The guided missile destroyer USS Spruance fired on the cargo vessel in the Gulf of Oman, Mr. Trump said on Truth Social, “blowing a hole” in its engine room before Marines took possession of the vessel. The president said the ship was under U.S. sanctions because of a “history of illegal activity” and that U.S. forces were “seeing what’s on board!”

 

Mr. Trump did not say whether there had been any casualties. Iran’s semiofficial Mehr news agency reported that U.S. forces had fired on an Iranian merchant vessel, but said naval units from Iran’s Islamic Revolutionary Guards Corps had forced the Americans to retreat.

 

The attack occurred in the Gulf of Oman, south of the Strait of Hormuz, the economically vital waterway that has become a flashpoint in negotiations. Iran imposed a blockade on the channel itself, through which roughly 20 percent of the world’s oil normally travels, and the U.S. countered by blocking traffic to Iranian ports. On Saturday, Iran attacked two Indian vessels attempting a transit, acts Mr. Trump described earlier Sunday as a “total violation of our cease-fire.”

 

The fate of the strait is top of mind for American negotiators who Mr. Trump said would travel to Islamabad, the Pakistani capital, this week for talks. The stakes for the negotiations, should they happen, are high: failure would risk reigniting the fighting and extending the global economic upheaval wrought by the war.

 

A White House official said Mr. Vance was expected to lead a U.S. delegation, accompanied by the top Trump aides Steve Witkoff and Jared Kushner. The negotiations would be the second meeting of high-level officials since the cease-fire went into effect on April 8.

 

The cease-fire is expected to expire on April 22 and the rhetoric is intensifying as the deadline approaches.

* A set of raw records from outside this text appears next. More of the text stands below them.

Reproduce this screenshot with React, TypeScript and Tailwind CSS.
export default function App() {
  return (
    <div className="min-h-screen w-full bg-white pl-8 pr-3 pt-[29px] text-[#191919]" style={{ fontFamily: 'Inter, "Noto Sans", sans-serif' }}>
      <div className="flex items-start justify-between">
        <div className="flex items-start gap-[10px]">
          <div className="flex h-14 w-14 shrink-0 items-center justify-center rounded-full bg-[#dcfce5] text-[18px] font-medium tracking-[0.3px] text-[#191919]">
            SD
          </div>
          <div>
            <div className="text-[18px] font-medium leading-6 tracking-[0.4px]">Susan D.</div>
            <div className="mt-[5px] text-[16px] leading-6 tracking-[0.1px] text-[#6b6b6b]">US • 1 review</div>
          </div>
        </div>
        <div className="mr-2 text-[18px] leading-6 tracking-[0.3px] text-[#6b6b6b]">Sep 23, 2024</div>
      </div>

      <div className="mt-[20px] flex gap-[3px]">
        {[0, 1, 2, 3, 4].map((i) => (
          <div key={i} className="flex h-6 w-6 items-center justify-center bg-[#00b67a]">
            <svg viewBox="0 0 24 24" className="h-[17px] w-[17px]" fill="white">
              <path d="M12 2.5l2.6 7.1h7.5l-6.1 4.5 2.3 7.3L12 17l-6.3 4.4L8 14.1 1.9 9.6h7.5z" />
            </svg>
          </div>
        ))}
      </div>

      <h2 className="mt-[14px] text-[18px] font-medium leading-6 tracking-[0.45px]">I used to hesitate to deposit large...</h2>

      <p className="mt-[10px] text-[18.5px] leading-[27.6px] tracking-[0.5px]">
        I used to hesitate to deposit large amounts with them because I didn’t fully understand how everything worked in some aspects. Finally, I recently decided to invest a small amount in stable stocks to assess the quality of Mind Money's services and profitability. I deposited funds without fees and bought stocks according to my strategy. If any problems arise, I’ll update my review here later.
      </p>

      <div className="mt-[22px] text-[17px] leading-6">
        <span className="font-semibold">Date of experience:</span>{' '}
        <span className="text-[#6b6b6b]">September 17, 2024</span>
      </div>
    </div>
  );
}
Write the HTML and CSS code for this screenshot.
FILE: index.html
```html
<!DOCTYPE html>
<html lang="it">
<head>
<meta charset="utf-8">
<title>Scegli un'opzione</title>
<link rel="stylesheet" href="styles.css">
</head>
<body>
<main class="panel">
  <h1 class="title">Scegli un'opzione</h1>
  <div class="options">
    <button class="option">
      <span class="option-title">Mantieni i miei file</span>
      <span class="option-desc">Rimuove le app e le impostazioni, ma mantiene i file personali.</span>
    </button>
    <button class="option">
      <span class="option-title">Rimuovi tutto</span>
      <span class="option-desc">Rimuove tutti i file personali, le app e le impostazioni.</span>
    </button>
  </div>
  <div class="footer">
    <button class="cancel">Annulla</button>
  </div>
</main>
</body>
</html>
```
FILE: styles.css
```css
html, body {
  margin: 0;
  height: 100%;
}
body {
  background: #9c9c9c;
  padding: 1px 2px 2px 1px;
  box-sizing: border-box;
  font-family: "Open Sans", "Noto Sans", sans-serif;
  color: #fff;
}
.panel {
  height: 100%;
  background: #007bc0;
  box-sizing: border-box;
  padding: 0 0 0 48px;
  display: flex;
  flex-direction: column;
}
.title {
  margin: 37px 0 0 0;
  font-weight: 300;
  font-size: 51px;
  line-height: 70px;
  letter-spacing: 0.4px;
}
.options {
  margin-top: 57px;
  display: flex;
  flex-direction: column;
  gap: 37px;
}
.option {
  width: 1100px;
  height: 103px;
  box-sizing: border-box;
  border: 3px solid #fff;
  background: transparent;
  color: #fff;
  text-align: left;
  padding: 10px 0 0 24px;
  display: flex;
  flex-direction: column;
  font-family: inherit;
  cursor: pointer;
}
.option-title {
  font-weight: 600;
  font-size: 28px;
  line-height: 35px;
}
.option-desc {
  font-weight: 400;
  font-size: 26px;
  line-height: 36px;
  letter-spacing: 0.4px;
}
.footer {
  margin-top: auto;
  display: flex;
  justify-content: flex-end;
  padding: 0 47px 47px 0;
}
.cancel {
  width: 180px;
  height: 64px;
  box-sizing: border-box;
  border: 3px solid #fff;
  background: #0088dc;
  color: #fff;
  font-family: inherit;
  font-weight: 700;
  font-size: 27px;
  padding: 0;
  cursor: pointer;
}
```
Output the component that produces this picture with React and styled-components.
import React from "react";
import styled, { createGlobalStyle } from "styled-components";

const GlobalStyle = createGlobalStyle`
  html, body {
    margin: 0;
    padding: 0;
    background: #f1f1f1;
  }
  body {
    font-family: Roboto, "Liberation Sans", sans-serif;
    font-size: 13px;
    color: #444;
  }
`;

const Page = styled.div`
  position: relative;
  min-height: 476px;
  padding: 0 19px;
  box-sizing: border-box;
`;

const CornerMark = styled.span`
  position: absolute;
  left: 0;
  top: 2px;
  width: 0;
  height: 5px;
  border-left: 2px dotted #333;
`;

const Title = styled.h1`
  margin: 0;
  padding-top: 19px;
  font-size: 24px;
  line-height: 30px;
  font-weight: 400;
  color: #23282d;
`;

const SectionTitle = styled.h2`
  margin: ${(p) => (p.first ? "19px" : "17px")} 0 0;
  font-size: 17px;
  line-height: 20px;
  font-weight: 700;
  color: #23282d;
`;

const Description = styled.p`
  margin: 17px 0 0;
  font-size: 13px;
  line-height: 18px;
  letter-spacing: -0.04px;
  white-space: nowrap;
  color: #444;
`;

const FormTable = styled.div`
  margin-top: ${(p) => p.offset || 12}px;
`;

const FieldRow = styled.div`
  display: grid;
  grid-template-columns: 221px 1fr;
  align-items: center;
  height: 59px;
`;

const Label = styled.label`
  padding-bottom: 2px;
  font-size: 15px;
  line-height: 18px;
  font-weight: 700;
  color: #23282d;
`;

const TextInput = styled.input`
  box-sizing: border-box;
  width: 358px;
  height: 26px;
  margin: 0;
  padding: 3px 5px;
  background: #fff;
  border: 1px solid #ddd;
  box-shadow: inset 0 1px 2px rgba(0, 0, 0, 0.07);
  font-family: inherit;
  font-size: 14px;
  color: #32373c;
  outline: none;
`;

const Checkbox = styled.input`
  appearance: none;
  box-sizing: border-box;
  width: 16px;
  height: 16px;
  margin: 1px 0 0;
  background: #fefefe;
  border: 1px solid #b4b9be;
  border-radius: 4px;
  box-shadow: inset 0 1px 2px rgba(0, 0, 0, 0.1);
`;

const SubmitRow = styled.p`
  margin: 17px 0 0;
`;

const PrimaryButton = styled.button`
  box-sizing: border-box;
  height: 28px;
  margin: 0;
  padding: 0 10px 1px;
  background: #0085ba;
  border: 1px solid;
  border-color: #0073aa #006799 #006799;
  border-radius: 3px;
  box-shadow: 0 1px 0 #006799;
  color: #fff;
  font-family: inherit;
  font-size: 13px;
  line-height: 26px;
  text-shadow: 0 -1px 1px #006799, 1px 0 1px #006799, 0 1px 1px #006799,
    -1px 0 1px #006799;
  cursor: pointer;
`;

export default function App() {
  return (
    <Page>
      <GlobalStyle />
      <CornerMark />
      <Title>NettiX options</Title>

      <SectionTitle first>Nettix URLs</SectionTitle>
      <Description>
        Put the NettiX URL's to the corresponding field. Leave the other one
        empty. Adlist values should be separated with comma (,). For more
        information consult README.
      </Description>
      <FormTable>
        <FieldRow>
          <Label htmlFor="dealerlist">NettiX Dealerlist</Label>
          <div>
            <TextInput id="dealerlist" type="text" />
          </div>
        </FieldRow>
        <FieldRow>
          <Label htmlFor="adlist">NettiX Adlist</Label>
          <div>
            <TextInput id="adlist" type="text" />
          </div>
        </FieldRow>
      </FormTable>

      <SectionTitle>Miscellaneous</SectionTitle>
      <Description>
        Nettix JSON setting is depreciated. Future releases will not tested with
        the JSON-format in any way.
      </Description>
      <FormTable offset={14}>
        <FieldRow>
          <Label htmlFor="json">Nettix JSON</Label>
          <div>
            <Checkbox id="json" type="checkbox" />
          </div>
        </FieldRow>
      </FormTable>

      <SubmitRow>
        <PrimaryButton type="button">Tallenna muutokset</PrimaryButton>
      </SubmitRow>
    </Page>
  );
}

Mr. Trump on Sunday renewed threats against Iran’s civilian infrastructure if the strait is not reopened and an extension of the cease-fire is not reached.

 

“We’re offering a very fair and reasonable DEAL,” Mr. Trump wrote on social media. “I hope they take it because, if they don’t, the United States is going to knock out every single Power Plant, and every single Bridge, in Iran.”

 

The last round of negotiations, led last weekend by Mr. Vance in Islamabad, ended without a breakthrough. The meeting had been the highest-level encounter between Iranian and American leaders in decades.

 

Here’s what else we are covering:

 

Pakistan: Pakistan appeared to be readying for a fresh round of talks between the U.S. and Iran, an indication that the talks were likely to go forward even as the two sides sent conflicting public messages. Islamabad, the capital, went on a security lockdown on Sunday night and officials said they would deploy 10,000 extra security forces in the city.

 

Lebanon: Thousands of displaced Lebanese families were making their way back home to Lebanon’s south on Sunday soon after a 10-day cease-fire went into effect. The head of Hezbollah, Naim Qassem, said this weekend that the group was willing to cooperate with the Lebanese authorities to end the war with Israel and laid out a series of conditions for a lasting truce.

 

Energy Prices: Secretary of Energy Chris Wright acknowledged on Sunday that gasoline prices in the United States had probably peaked but could remain elevated for months, undermining Mr. Trump’s earlier claim that high fuel prices resulting from the war in Iran would be “short-term.”